Traduction: quand vous irez voter pour votre maire, votre conseiller général ou votre conseiller régional, faites-le en pensant à la politique gouvernementale et prenez votre décision en fonction de ce que vous en pensez. Soit, très exactement, l'inverse de la logique décentralisatrice à l'oeuvre dans ce pays depuis trente ans. La Gauche a fait de même chaque fois qu'elle était dans l'opposition? C'est vrai et ce n'est pas une consolation.

Revenons aux origines. Ce qui a fondé la décentralisation, c'était l'idée qu'il fallait rapprocher les centres de décision politiques et administratifs (déconcentration en ce dernier cas) du terrain, et donc des électeurs. On en attendait une connaissance plus fine des problèmes, et, par conséquent, des initiatives mieux adaptées aux réels besoins des territoires et de leurs populations. En parallèle, cette lisibilité, cette transparence, cette proximité étaient réputées faciliter le contrôle démocratique par les électeurs. Jadis, l'élu local se réfugiait volontiers derrière "ceux de Paris" qui décident sans (chercher à) connaître, sans (chercher à) comprendre les aspirations des habitants, notamment ceux dispersés dans les zones rurales, en méconnaissant, voire en méprisant, les particularismes. Donner davantage de compétences aux Départements et aux Régions (grands bénéficiaires de la décentralisation), c'était obtenir à la fois un meilleur service et une vie démocratique renforcée.

Les déclarations de Copé ne constituent qu'un énième avatar de l'échec de ce rêve. Qu'elles proviennent d'un champion du cumul des mandats leur confère une saveur supplémentaire particulière, mais, répétons-le, le Secrétaire général de l'UMP ne fait que perpétuer une tradition qui transcende les partis. Pour cet étrange résultat: il est finalement assez fréquent qu'en France on exprime un vote ne correspondant en rien à l'objet de la consultation à laquelle on est invité à participer. Drôle de constat pour un pays qui se pique volontiers d'avoir inventé la démocratie moderne.

François Hollande a annoncé un "Acte 3" de la décentralisation.
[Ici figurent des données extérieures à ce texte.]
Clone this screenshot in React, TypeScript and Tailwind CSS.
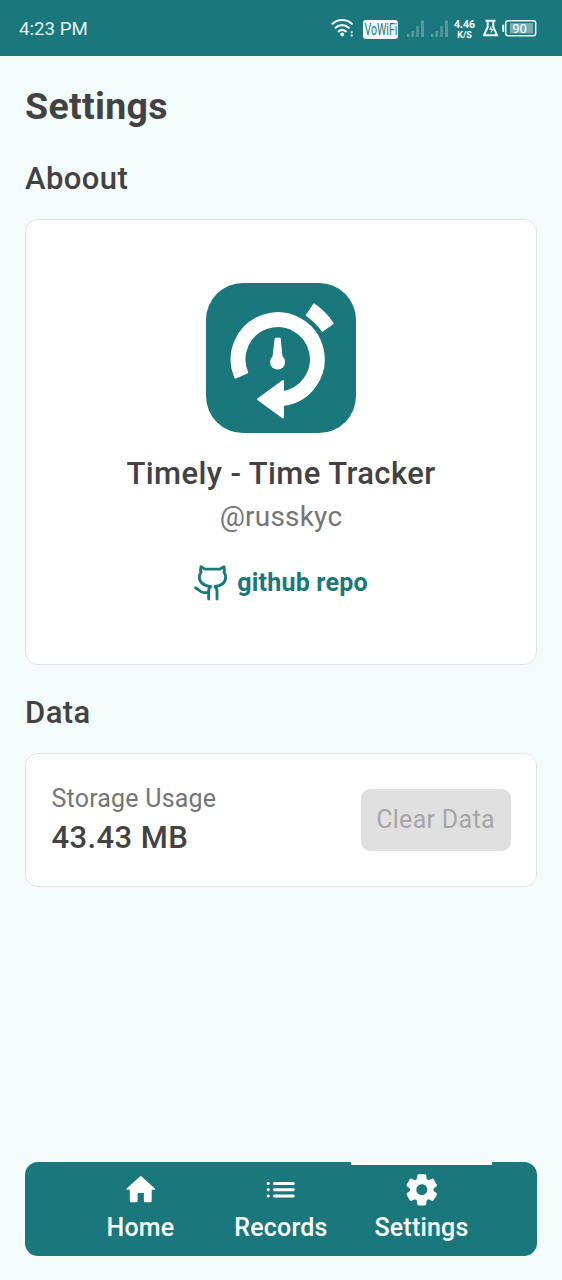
import React from "react";

const font = "font-['Roboto',sans-serif]";

function StatusBar() {
  return (
    <header className="flex h-14 shrink-0 items-center justify-between bg-[#1a787c] pl-[19px] pr-[25px] text-white">
      <span className="pt-px text-[18.7px] leading-6 text-[#e3f1f1]">4:23 PM</span>
      <div className="flex h-6 items-center">
        <svg width="24" height="24" viewBox="331 16 24 24" fill="none" stroke="#f2f8f8" strokeWidth="2.2" strokeLinecap="round">
          <path d="M332.500 23.700a14.500 14.500 0 0 1 19.300 0M335.500 27.700a10 10 0 0 1 13.300 0M338.700 31.300a5.500 5.500 0 0 1 7 0" />
          <circle cx="342.200" cy="34.500" r="1.900" fill="#f2f8f8" stroke="none" />
          <path d="M350.700 31.200h2v2h-2zM350.700 34.500h2v2h-2z" fill="#d5e8e8" stroke="none" />
        </svg>
        <span className="ml-2 mt-0.5 flex h-[19px] w-[35px] items-center justify-center rounded-[3px] bg-[#f5fbfb] text-[#1a787c]">
          <span className="scale-x-[0.66] text-[16px] leading-[19px]">VoWiFi</span>
        </span>
        <svg className="ml-2" width="44" height="24" viewBox="406 16 44 24" fill="#58999c">
          <path d="M407 34h2.500v3H407zM411.500 31h2.500v6h-2.500zM416.300 26h2.500v11h-2.500zM421 20.500h3v16.500h-3z" />
          <path d="M431 34h2.500v3H431zM435.500 31h2.500v6h-2.500zM440.300 26h2.500v11h-2.500zM445 20.500h3v16.500h-3z" />
        </svg>
        <span className="ml-1 flex w-[21px] flex-col items-center pt-0.5 font-bold">
          <span className="text-[10.500px] leading-[11px]">4.46</span>
          <span className="text-[9px] leading-[10px]">K/S</span>
        </span>
        <svg className="ml-2" width="54" height="24" viewBox="483 16 54 24" fill="none" stroke="#f2f8f8">
          <path d="M485.500 20.800h10M487.700 21v6l-3.700 8.300h13l-3.700-8.300v-6" strokeWidth="2" />
          <path d="M491.200 25.500l-2.200 4.300h2.500l-1 4 3.500-5h-2.700z" fill="#f2f8f8" stroke="none" />
          <rect x="505.700" y="20.700" width="30" height="15" rx="2.500" strokeWidth="1.500" />
          <path d="M503.200 25.500v5.500" strokeWidth="2" strokeLinecap="round" />
          <rect x="510" y="23" width="23" height="10.500" fill="#76acae" stroke="none" />
          <text x="519.500" y="33" fill="#fff" stroke="none" fontSize="13" textAnchor="middle">90</text>
        </svg>
      </div>
    </header>
  );
}

function AppLogo() {
  return (
    <svg width="150" height="150" viewBox="0 0 150 150">
      <rect width="150" height="150" rx="37" fill="#1a787c" />
      <path d="M35.500 92.300A39.600 39.600 0 1 1 77 115.500" fill="none" stroke="#fff" strokeWidth="14.800" />
      <path d="M29.400 94.500L41 89.500" stroke="#fff" strokeWidth="2" strokeLinecap="round" />
      <path d="M77 98v36.500L52 116.300z" fill="#fff" stroke="#fff" strokeWidth="2" strokeLinejoin="round" />
      <path d="M108 21.200Q119 28.500 127 40.500L116.500 48Q110 39 100.500 32.500z" fill="#fff" stroke="#fff" strokeWidth="1.500" strokeLinejoin="round" />
      <path d="M69.200 55.200h5L76 74h-9z" fill="#fff" stroke="#fff" strokeLinejoin="round" />
      <circle cx="71.600" cy="79" r="7.600" fill="#fff" />
    </svg>
  );
}

function GithubIcon() {
  return (
    <svg width="36" height="38" viewBox="13 12 108 114" fill="none" stroke="#1a787c" strokeWidth="8.500" strokeLinecap="round" strokeLinejoin="round">
      <path d="M57 117V93q0-9 6-13.500C43 77 29 67 29 50q0-7 5-12.500-3-8.500 0-17.500l12 7.500h44l13-7.500q3 9 0 17.500 5 5.500 5 12.500c0 17-12 27-32 29.500q6 4.500 6 13.500v24" />
      <path d="M18 84C27 86 30 98 43 98h14" />
    </svg>
  );
}

const homePath = "M10 19v-5h4v5c0 .55.45 1 1 1h3c.55 0 1-.45 1-1v-7h1.7c.46 0 .68-.57.33-.87L12.67 3.6c-.38-.34-.96-.34-1.34 0l-8.36 7.53c-.34.3-.13.87.33.87H5v7c0 .55.45 1 1 1h3c.55 0 1-.45 1-1z";
const listPath = "M4 13c.55 0 1-.45 1-1s-.45-1-1-1-1 .45-1 1 .45 1 1 1zm0 4c.55 0 1-.45 1-1s-.45-1-1-1-1 .45-1 1 .45 1 1 1zm0-8c.55 0 1-.45 1-1s-.45-1-1-1-1 .45-1 1 .45 1 1 1zm4 4h12c.55 0 1-.45 1-1s-.45-1-1-1H8c-.55 0-1 .45-1 1s.45 1 1 1zm0 4h12c.55 0 1-.45 1-1s-.45-1-1-1H8c-.55 0-1 .45-1 1s.45 1 1 1zM7 8c0 .55.45 1 1 1h12c.55 0 1-.45 1-1s-.45-1-1-1H8c-.55 0-1 .45-1 1z";
const gearPath = "M19.500 12c0-.23-.01-.45-.03-.68l1.860-1.410c.4-.3.51-.86.26-1.300l-1.870-3.230c-.25-.44-.79-.62-1.250-.42l-2.150.91c-.37-.26-.76-.49-1.170-.68l-.29-2.310c-.06-.5-.49-.88-.99-.88h-3.730c-.51 0-.94.38-1 .88l-.29 2.310c-.41.19-.8.42-1.170.68l-2.150-.91c-.46-.2-1-.02-1.250.42L2.410 8.620c-.25.44-.14.99.26 1.300l1.860 1.410c-.02.22-.03.44-.03.67s.01.45.03.68l-1.860 1.410c-.4.3-.51.86-.26 1.300l1.870 3.230c.25.44.79.62 1.250.42l2.150-.91c.37.26.76.49 1.170.68l.29 2.310c.06.5.49.88.99.88h3.730c.5 0 .93-.38.99-.88l.29-2.310c.41-.19.8-.42 1.170-.68l2.150.91c.46.2 1 .02 1.250-.42l1.870-3.230c.25-.44.14-.99-.26-1.300l-1.860-1.410c.03-.23.04-.45.04-.68zm-7.460 3.500c-1.930 0-3.500-1.570-3.500-3.500s1.570-3.500 3.500-3.500 3.500 1.570 3.500 3.500-1.570 3.500-3.500 3.500z";

function NavItem({ label, path, active }: { label: string; path: string; active?: boolean }) {
  return (
    <button className={`flex h-full w-[140.5px] flex-col items-center border-t-[3px] pt-[6px] text-white ${active ? "border-white" : "border-transparent"}`}>
      <svg width="37.5" height="37.5" viewBox="0 0 24 24" fill="currentColor">
        <path d={path} />
      </svg>
      <span className="mt-px text-[25px] font-medium leading-9 tracking-[0.2px]">{label}</span>
    </button>
  );
}

export default function App() {
  return (
    <div className={`flex h-[1280px] w-[562px] flex-col bg-[#f4fbfb] text-[#424242] ${font}`}>
      <StatusBar />
      <main className="flex flex-1 flex-col px-[25px] pt-[26px]">
        <h1 className="text-[37.5px] font-bold leading-[48px] tracking-[0.3px]">Settings</h1>
        <h2 className="mt-[25px] text-[31px] font-medium leading-[48px] tracking-[0.4px]">Aboout</h2>
        <section className="mt-4 flex h-[446px] flex-col items-center rounded-[13px] border border-[#e2e6e6] bg-white pt-[62.500px]">
          <AppLogo />
          <h3 className="mt-[18px] text-[31px] font-medium leading-[46px] tracking-[0.400px]">Timely - Time Tracker</h3>
          <p className="text-[28px] leading-[40px] tracking-[0.2px] text-[#757575]">@russkyc</p>
          <a className="mt-[27px] flex h-[38px] items-center gap-[7px] text-[25px] font-bold text-[#1a787c]">
            <GithubIcon />
            <span className="tracking-[0.200px]">github repo</span>
          </a>
        </section>
        <h2 className="mt-6 text-[31px] font-medium leading-[48px] tracking-[0.4px]">Data</h2>
        <section className="mt-4 flex h-[134px] items-center justify-between rounded-[13px] border border-[#e2e6e6] bg-white px-[25.500px]">
          <div className="flex flex-col pb-px">
            <span className="text-[25px] leading-[37px] tracking-[0.2px] text-[#757575]">Storage Usage</span>
            <span className="text-[31px] font-medium leading-[42px] tracking-[0.4px]">43.43 MB</span>
          </div>
          <button className="h-[62px] w-[150px] rounded-[9px] bg-[#e0e0e0] text-[25px] tracking-[0.3px] text-[#a6a6a6]">Clear Data</button>
        </section>
      </main>
      <nav className="mx-[25px] mb-[24.500px] flex h-[93.500px] justify-center rounded-[13px] bg-[#1a787c]">
        <NavItem label="Home" path={homePath} />
        <NavItem label="Records" path={listPath} />
        <NavItem label="Settings" path={gearPath} active />
      </nav>
    </div>
  );
}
Personne ne sait encore en quoi il consistera exactement. Compte tenu du poids considérable des notables locaux au sein du PS et, singulièrement, parmi ceux qui furent les premiers soutiens de l'actuel Président, il est probable que l'on s'achemine vers un renforcement des pouvoirs dévolus aux collectivités territoriales. Et donc à une accentuation de la confusion démocratique dont il est ici question. En notant au passage qu'au fond les principaux intéressés, tous bords confondus, semblent assez bien s'accommoder du flou régnant parmi leurs concitoyens. Ils sont élus sur les bases d'une représentativité douteuse, certes (si l'on considère les taux d'abstention très élevés aux scrutins régionaux et cantonaux), mais l'essentiel n'est-il pas d'être élu? sans compter, cerise sur le gâteau, qu'un certain nombre d'échelons décisionnels (communautés de communes, communautés d'agglomération, syndicats intercommunaux) ne s'appuient même pas sur le suffrage universel direct pour désigner leurs responsables.

C'est une dimension de notre vie politique peu abordée, je crois. Pourtant, en brouillant les responsabilités et la perception des détenteurs réels du pouvoir sur des sujets touchant au quotidien, elle contribue largement au désenchantement citoyen dont les conséquences, elles, sont commentées en abondance. J'ignore si la commission Jospin pourra contribuer à clarifier le paysage et à remettre les véritables enjeux en pleine lumière. Nous verrons et nous en reparlerons. Il serait en tout cas dommage de passer encore longtemps à côté d'un dépoussiérage qui ne creuserait pas les déficits publics tout en redonnant un tant soit peu de sens à nos "privilèges" d'électeurs.